Where was I? Had I forgotten all my manners? Had the “big city” made me cold, selfish? This is one of the smallest things that happened to us over the weekend – but it had such an impact on me. Here, at home, when we moved into our neighborhood, full of its own narrow streets, I was appalled at how other drivers navigated them – zipping in and out of parked cars, trying to get through first, using their horn relentlessly. I was sad that no one did the friendly wave or the tip of the hat. Where were our friendly neighbors? Where was common courtesy? And now look at me, what have I become?

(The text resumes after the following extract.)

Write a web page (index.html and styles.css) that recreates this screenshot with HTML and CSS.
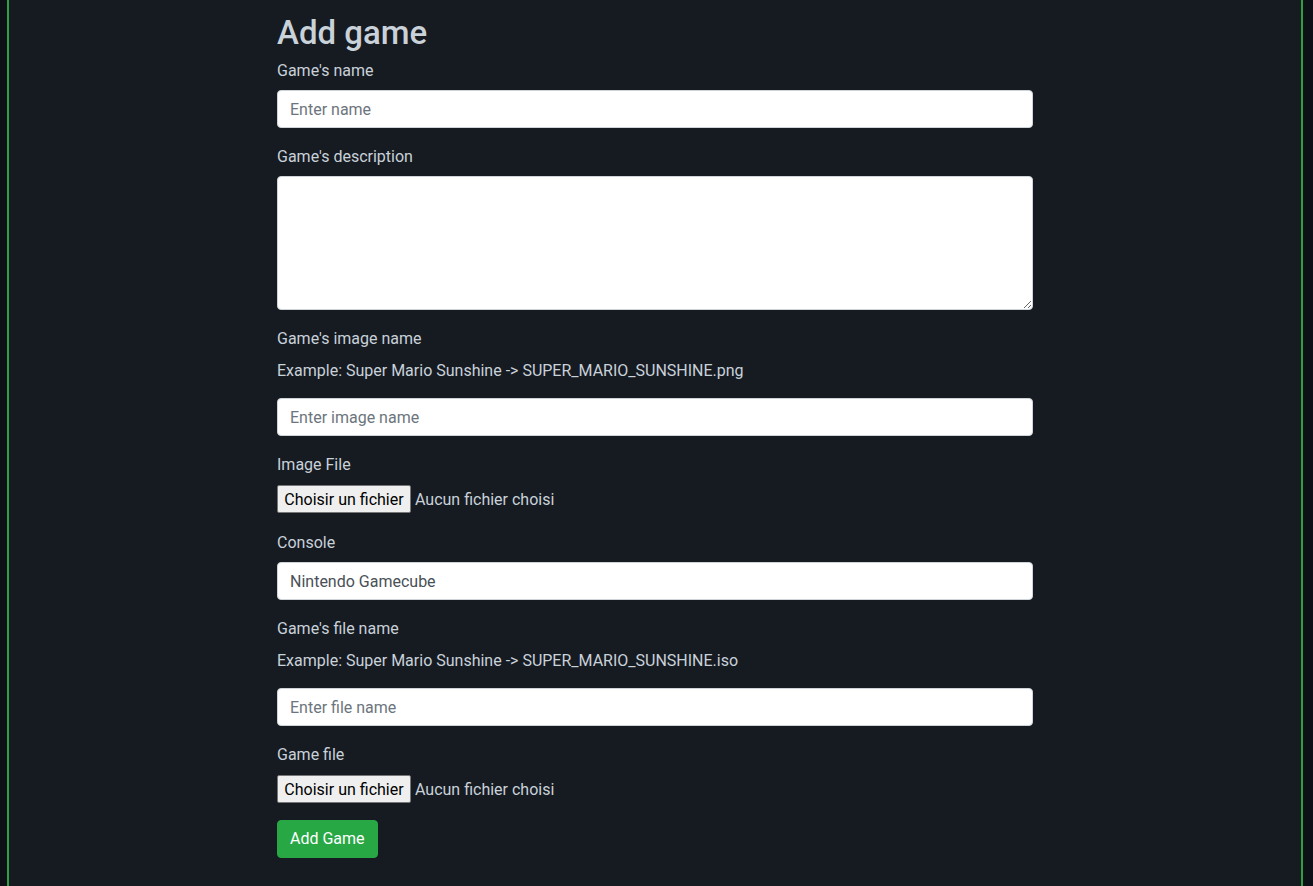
FILE: index.html
```html
<!DOCTYPE html>
<html lang="en">
<head>
<meta charset="utf-8">
<title>Add game</title>
<link rel="stylesheet" href="styles.css">
</head>
<body>
<div class="frame">
  <main class="container">
    <h2 class="title">Add game</h2>
    <form class="form">
      <div class="form-group">
        <label class="label" for="name">Game's name</label>
        <input class="form-control" id="name" type="text" placeholder="Enter name">
      </div>
      <div class="form-group">
        <label class="label" for="desc">Game's description</label>
        <textarea class="form-control textarea" id="desc" rows="5"></textarea>
      </div>
      <div class="form-group">
        <label class="label" for="img">Game's image name</label>
        <p class="hint">Example: Super Mario Sunshine -&gt; SUPER_MARIO_SUNSHINE.png</p>
        <input class="form-control" id="img" type="text" placeholder="Enter image name">
      </div>
      <div class="form-group">
        <label class="label">Image File</label>
        <div class="file">
          <span class="file-btn">Choisir un fichier</span>
          <span class="file-text">Aucun fichier choisi</span>
        </div>
      </div>
      <div class="form-group">
        <label class="label" for="console">Console</label>
        <input class="form-control value" id="console" type="text" value="Nintendo Gamecube">
      </div>
      <div class="form-group">
        <label class="label" for="file">Game's file name</label>
        <p class="hint">Example: Super Mario Sunshine -&gt; SUPER_MARIO_SUNSHINE.iso</p>
        <input class="form-control" id="file" type="text" placeholder="Enter file name">
      </div>
      <div class="form-group">
        <label class="label">Game file</label>
        <div class="file">
          <span class="file-btn">Choisir un fichier</span>
          <span class="file-text">Aucun fichier choisi</span>
        </div>
      </div>
      <button class="btn-success" type="button">Add Game</button>
    </form>
  </main>
</div>
</body>
</html>
```
FILE: styles.css
```css
html, body {
  margin: 0;
  padding: 0;
  height: 100%;
  background: #0d1117;
}

body {
  font-family: Roboto, "Noto Sans", sans-serif;
  font-size: 16px;
  line-height: 1.5;
  color: #c9d1d9;
}

.frame {
  margin-left: 7px;
  width: 1292px;
  min-height: 100%;
  background: #161b22;
  border-left: 2px solid #2ea043;
  border-right: 2px solid #2ea043;
  box-sizing: content-box;
}

.container {
  width: 756px;
  margin: 0 auto;
  padding-top: 14px;
  padding-bottom: 20px;
}

.title {
  margin: 0 0 6px;
  font-size: 33px;
  font-weight: 500;
  line-height: 38px;
  color: #c9d1d9;
}

.form-group {
  margin-bottom: 16px;
}

.label {
  display: block;
  margin-bottom: 8px;
  box-sizing: border-box;
  height: 24px;
  padding-top: 2px;
  line-height: 22px;
}

.hint {
  margin: 0 0 16px;
  box-sizing: border-box;
  height: 24px;
  padding-top: 2px;
  line-height: 22px;
}

.form-control {
  display: block;
  box-sizing: border-box;
  width: 100%;
  height: 38px;
  padding: 6px 12px;
  font-family: inherit;
  font-size: 16px;
  line-height: 1.5;
  color: #495057;
  background: #fff;
  border: 1px solid #ced4da;
  border-radius: 4px;
  margin: 0;
}

.form-control::placeholder {
  color: #6c757d;
  opacity: 1;
}

.textarea {
  height: 134px;
  resize: vertical;
}

.file {
  display: flex;
  align-items: center;
  height: 30px;
  gap: 4px;
}

.file-btn {
  display: inline-flex;
  align-items: center;
  box-sizing: border-box;
  height: 28px;
  width: 134px;
  justify-content: center;
  background: #efefef;
  border: 1px solid #767676;
  border-radius: 2px;
  color: #000;
  font-size: 16px;
  padding-top: 1px;
  white-space: nowrap;
}

.file-text {
  color: #c9d1d9;
  padding-top: 1px;
  white-space: nowrap;
}

.btn-success {
  display: block;
  box-sizing: border-box;
  height: 38px;
  padding: 6px 12px;
  font-family: inherit;
  font-size: 16px;
  line-height: 1.5;
  white-space: nowrap;
  color: #fff;
  background: #28a745;
  border: 1px solid #28a745;
  border-radius: 4px;
}
```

The idiosyncrasies of a small town are many – but the good outweigh the bad. Our first night in town – we went to dinner and saw our old colleague and it was as if two years hadn’t passed. In Detroit – we could go out to dinner ten times and not know a soul. While our families were far away – we had built a different kind of family who sincerely supported us and genuinely loved us. While I was looking for beauty in big buildings and big cities – I missed the beauty of gently rolling hills, sunsets that spanned the horizon for miles, and the gorgeous farmlands. While I frequently cursed the small town – I now curse the traffic and that it takes me an hour to get to the bank, post office and coffee shop that used to take me ten minutes on a bad day.
I never thought I would miss Maryville – and I didn’t until we went back this weekend. An incredible town, full of our loving home-made families and very happy memories. Reflecting back on our time this weekend I am reminded of this quote from Ernest Hemingway, “never write about a place until you’re away from it, because that gives you perspective.”